Rimworld is in there, suprisingly, in the 80s. Made me count all the way there, they should really put numbers on that list. Those seem to be the sole two mouse-driven entries. There are no RTS games, tycoon games or city builders that I can see.

In any case, you're right that we agree on whether playing strategy games on a touchpad is fun. It really is not.

By the way, you do realize your counter to the radial menu thing was a screenshot of a radial menu, right? The fact that it's using squares doesn't change how that works (except for how a grid layout actually fits fewer things than a radial menu, but that's neither here nor there).

MudMan, do games w Three years later, the Steam Deck has dominated handheld PC gaming

Hah. You're overestimating the potential of 90s gaming devices. No game console, handheld or not, had sold a hundred million units. Hell, the Game Boy didn't crack into the hundreds until the Game Boy Color came around, and it was certainly the first.

Anyway, mild exaggeration aside, I get what you're aiming for, but I guess my question is why people read that positioning on Valve devices in the first place. There's no obvious indication that Valve is any less ambitious than any other first party, or any reason why they would be. They went to AMD and comissioned a custom APU at scale, just like Nintendo, Sony or Microsoft are doing. The only differentiating factor is they built the thing on top of a mostly usable pre-existing OS (which I suppose Microsoft also does, but hey). If anything their entire call to fame was to "consolize" Linux for SteamOS, which they'd been trying to do for a while anyway.

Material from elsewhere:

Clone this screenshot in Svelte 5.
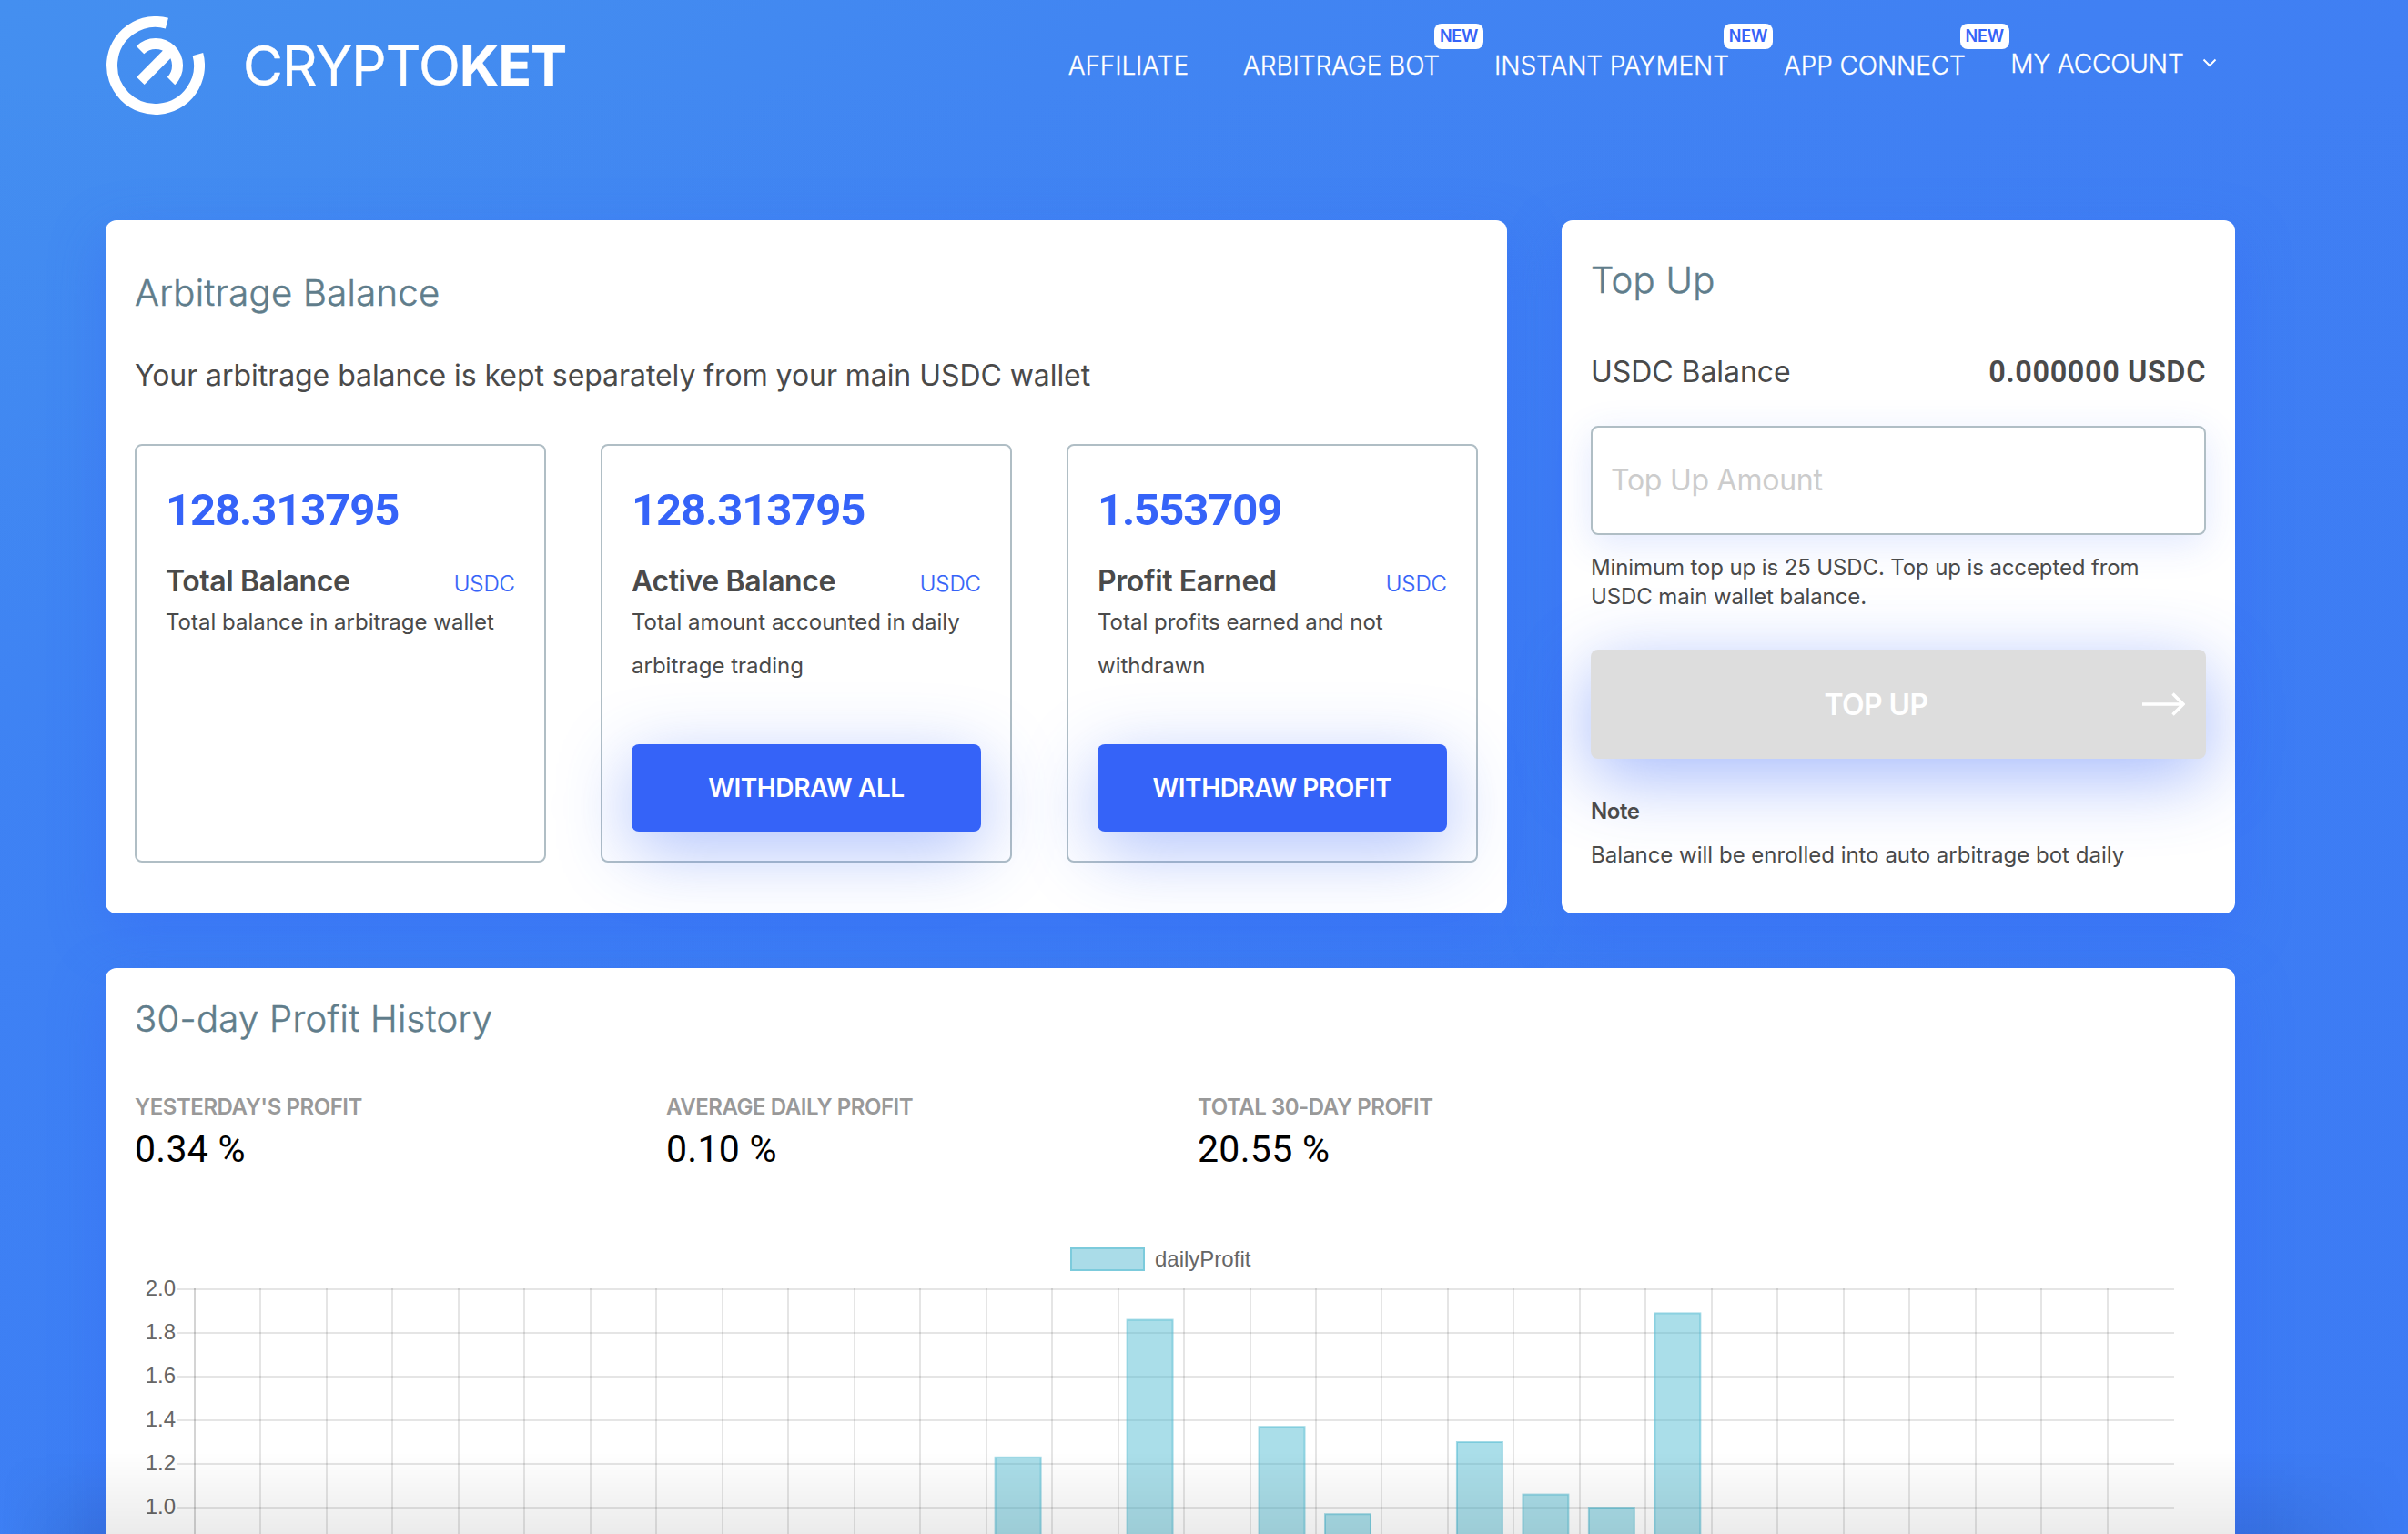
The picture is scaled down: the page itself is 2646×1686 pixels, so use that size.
<script>
  const nav = [
    { label: 'AFFILIATE', isNew: false },
    { label: 'ARBITRAGE BOT', isNew: true },
    { label: 'INSTANT PAYMENT', isNew: true },
    { label: 'APP CONNECT', isNew: true }
  ];

  const balances = [
    { amount: '128.313795', name: 'Total Balance', text: 'Total balance in arbitrage wallet', action: '' },
    { amount: '128.313795', name: 'Active Balance', text: 'Total amount accounted in daily arbitrage trading', action: 'WITHDRAW ALL' },
    { amount: '1.553709', name: 'Profit Earned', text: 'Total profits earned and not withdrawn', action: 'WITHDRAW PROFIT' }
  ];

  const stats = [
    { label: "YESTERDAY'S PROFIT", value: '0.34 %' },
    { label: 'AVERAGE DAILY PROFIT', value: '0.10 %' },
    { label: 'TOTAL 30-DAY PROFIT', value: '20.55 %' }
  ];

  // Daily profit by day index, in percent.
  const bars = [
    { day: 12, value: 1.23 },
    { day: 14, value: 1.86 },
    { day: 16, value: 1.37 },
    { day: 17, value: 0.97 },
    { day: 19, value: 1.3 },
    { day: 20, value: 1.06 },
    { day: 21, value: 1.0 },
    { day: 22, value: 1.89 }
  ];

  const ticks = ['2.0', '1.8', '1.6', '1.4', '1.2', '1.0'];
  const left = 66;
  const top = 53;
  const step = 72.47;
  const row = 48;
  const columns = Array.from({ length: 30 }, (_, i) => Math.round(left + i * step));
  const yOf = (v) => top + ((2 - v) / 0.2) * row;
</script>

<div class="page">
  <header>
    <div class="brand">
      <svg class="mark" width="108" height="108" viewBox="-54 -54 108 108" fill="none" stroke="#fff" stroke-width="12">
        <path d="M12.4 -46.4A48 48 0 1 0 46.4 -12.4" />
        <path d="M-17 -17A24 24 0 0 1 17 17" />
        <path d="M-16.6 16.9L15 -15" />
      </svg>
      <div class="wordmark">CRYPTO<b>KET</b></div>
    </div>
    <nav>
      {#each nav as item}
        <a class="link" href="#top">{item.label}{#if item.isNew}<span class="badge">NEW</span>{/if}</a>
      {/each}
      <a class="link account" href="#top">MY ACCOUNT
        <svg width="16" height="10" viewBox="0 0 16 10" fill="none" stroke="#fff" stroke-width="2"><path d="M1.5 1.5L8 8L14.500 1.5" /></svg>
      </a>
    </nav>
  </header>

  <main>
    <section class="card arbitrage">
      <h2>Arbitrage Balance</h2>
      <p class="lead">Your arbitrage balance is kept separately from your main USDC wallet</p>
      <div class="boxes">
        {#each balances as b}
          <div class="box">
            <div class="amount">{b.amount}</div>
            <div class="row"><strong>{b.name}</strong><span class="unit">USDC</span></div>
            <p class="desc">{b.text}</p>
            {#if b.action}<button class="withdraw">{b.action}</button>{/if}
          </div>
        {/each}
      </div>
    </section>

    <section class="card topup">
      <h2>Top Up</h2>
      <div class="wallet"><span>USDC Balance</span><strong>0.000000 USDC</strong></div>
      <input placeholder="Top Up Amount" />
      <p class="hint">Minimum top up is 25 USDC. Top up is accepted from USDC main wallet balance.</p>
      <button class="submit">
        <span>TOP UP</span>
        <svg width="48" height="26" viewBox="0 0 48 26" fill="none" stroke="#fff" stroke-width="3.4"><path d="M1 13H46M34.500 1.500L46 13L34.500 24.500" /></svg>
      </button>
      <strong class="note">Note</strong>
      <p class="fine">Balance will be enrolled into auto arbitrage bot daily</p>
    </section>

    <section class="card history">
      <h2>30-day Profit History</h2>
      <div class="stats">
        {#each stats as s}
          <div><div class="label">{s.label}</div><div class="value">{s.value}</div></div>
        {/each}
      </div>
      <svg class="chart" width="2276" height="340" viewBox="0 0 2276 340">
        <rect x="1029" y="8" width="80" height="24" fill="#aadce8" stroke="#7ccbdc" stroke-width="2" />
        <text x="1121" y="28">dailyProfit</text>
        {#each ticks as t, i}
          <rect x="46" y={top - 1 + i * row} width="2195" height="2" fill="#000" fill-opacity=".1" />
          <text class="tick" x="45" y={top + 7 + i * row}>{t}</text>
        {/each}
        {#each columns as x, i}
          <rect x={x - 1} y={top - 1} width="2" height="300" fill="#000" fill-opacity={i === 0 ? 0.17 : 0.1} />
        {/each}
        {#each bars as b}
          <rect class="bar" x={left + b.day * step + 10} y={yOf(b.value)} width="50" height="400" />
        {/each}
      </svg>
    </section>
  </main>
  <div class="fade"></div>
</div>

<style>
  :global(body) { margin: 0; overflow: hidden; }
  .page {
    position: relative;
    box-sizing: border-box;
    width: 2646px;
    height: 1686px;
    overflow: hidden;
    padding: 0 190px 0 116px;
    background:
      linear-gradient(180deg, rgba(58, 124, 246, 0) 5%, rgba(58, 124, 246, .45) 50%),
      linear-gradient(140deg, #448ff0 0%, #438cf0 12%, #4185f2 27%, #4080f3 50%, #3f7af2 100%);
    font-family: Inter, 'Liberation Sans', sans-serif;
    font-size: 24px;
    letter-spacing: -.06px;
    color: #4a4a4a;
  }
  header { display: flex; justify-content: space-between; height: 242px; color: #fff; }
  .brand { display: flex; align-items: center; height: 108px; margin-top: 18px; }
  .wordmark { margin-left: 42px; font-size: 60px; line-height: 72px; letter-spacing: -.8px; -webkit-text-stroke: .4px #fff; }
  .mark { margin-left: 1px; }
  nav { display: flex; gap: 60px; margin: 55px 20px 0 0; height: 34px; }
  .link { position: relative; color: #fff; text-decoration: none; font-size: 28px; line-height: 34px; font-weight: 300; letter-spacing: -.1px; white-space: nowrap; -webkit-text-stroke: .3px #fff; }
  .account { margin: -2px 0 0 -10.500px; }
  .account svg { margin-left: 12.500px; vertical-align: 6px; }
  .badge {
    position: absolute; left: calc(100% - 6px); top: -29px;
    width: 54px; height: 28px; border-radius: 8px; background: #fff; color: #3563f8;
    font-size: 18px; line-height: 28px; font-weight: 600; text-align: center; letter-spacing: -.2px;
    -webkit-text-stroke: 0;
  }
  main { display: grid; grid-template-columns: 1540px 740px; gap: 60px; }
  .card { box-sizing: border-box; padding: 0 32px; background: #fff; border-radius: 12px; box-shadow: 0 20px 60px rgba(53, 99, 248, .4); }
  .arbitrage, .topup { height: 762px; }
  h2 { margin: 0; font-size: 40px; line-height: 48px; font-weight: 300; color: #607d8b; letter-spacing: .3px; -webkit-text-stroke: .5px #607d8b; }
  .arbitrage h2 { padding-top: 56px; }
  .lead { margin: 47px 0 0; font-size: 32px; line-height: 40px; }
  .boxes { display: grid; grid-template-columns: repeat(3, 452px); gap: 60px; margin-top: 55px; }
  .box { box-sizing: border-box; display: flex; flex-direction: column; height: 460px; padding: 41px 32px 32px; border: 2px solid #b0bec5; border-radius: 8px; }
  .amount { font-family: Roboto, sans-serif; font-size: 49px; line-height: 60px; font-weight: 700; letter-spacing: -1.1px; color: #3563f8; }
  .row { display: flex; justify-content: space-between; align-items: baseline; margin-top: 28px; font-size: 32px; line-height: 40px; }
  strong { font-weight: 600; letter-spacing: -.4px; }
  .unit { font-size: 24px; font-weight: 300; color: #3563f8; -webkit-text-stroke: .2px #3563f8; }
  .desc { margin: -2px 0 0; line-height: 48px; letter-spacing: 0; }
  button { font-family: inherit; border: 0; color: #fff; font-weight: 600; }
  .withdraw { height: 96px; margin-top: auto; border-radius: 8px; background: #3563f8; font-size: 28px; letter-spacing: -.4px; box-shadow: 0 20px 80px rgba(53, 99, 248, .4); }
  .topup { display: flex; flex-direction: column; }
  .topup h2 { padding-top: 42px; }
  .wallet { display: flex; justify-content: space-between; align-items: baseline; margin-top: 57px; font-size: 32px; line-height: 40px; }
  .wallet strong { font-family: Roboto, sans-serif; font-size: 32.500px; letter-spacing: .6px; }
  input { box-sizing: border-box; height: 120px; margin-top: 39px; padding: 0 20px 2px; border: 2px solid #b0bec5; border-radius: 8px; font: 32px Inter, sans-serif; letter-spacing: -.25px; box-shadow: 0 10px 40px rgba(53, 99, 248, .15); }
  input::placeholder { color: #ccc; }
  .hint { margin: 20px 0 0; line-height: 32px; letter-spacing: -.12px; }
  .submit { display: flex; align-items: center; height: 120px; flex: none; margin-top: 42px; padding: 0 23px 0 0; border-radius: 8px; background: #ddd; font-size: 32px; letter-spacing: -.6px; box-shadow: 0 20px 80px rgba(53, 99, 248, .45); }
  .submit span { flex: 1; margin-left: 22px; }
  .note { margin-top: 42px; line-height: 32px; }
  .fine { margin: 8px 0 0; line-height: 48px; letter-spacing: 0; }
  .history { grid-column: 1 / -1; height: 900px; }
  .history h2 { padding-top: 32px; }
  .stats { display: grid; grid-template-columns: repeat(4, 524px); gap: 60px; margin-top: 57px; }
  .label { line-height: 32px; font-weight: 600; letter-spacing: -.45px; color: #999; }
  .value { margin-top: 6px; font-family: Roboto, sans-serif; font-size: 41px; line-height: 48px; letter-spacing: .3px; color: #000; }
  .chart { display: block; margin-top: 77px; font: 24px 'Liberation Sans', Arial, sans-serif; letter-spacing: 0; fill: #666; }
  .tick { text-anchor: end; }
  .bar { fill: rgba(75, 184, 208, .47); stroke: rgba(75, 184, 208, .5); stroke-width: 2; }
  .fade {
    position: absolute; left: 0; right: 0; bottom: 0; height: 90px; pointer-events: none;
    background: linear-gradient(rgba(0, 0, 0, 0), rgba(0, 0, 0, .08));
    mask-image: linear-gradient(90deg, transparent, #000 100px, #000 calc(100% - 150px), transparent);
  }
</style>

I agree that their goal is to set up an ecosystem that works for them, but I find it surprising that people assume they're disinterested in hardware sales. If I had to guess I'd say it's because they refuse to market too hard outside their own ecosystem, so their branding feels different than the more in-your-face releases of Sony, MS or Nintendo products and people assume that's because they're intrinsically or intentionally smaller, which I don't think is true. I do think that image is projected on purpose, though.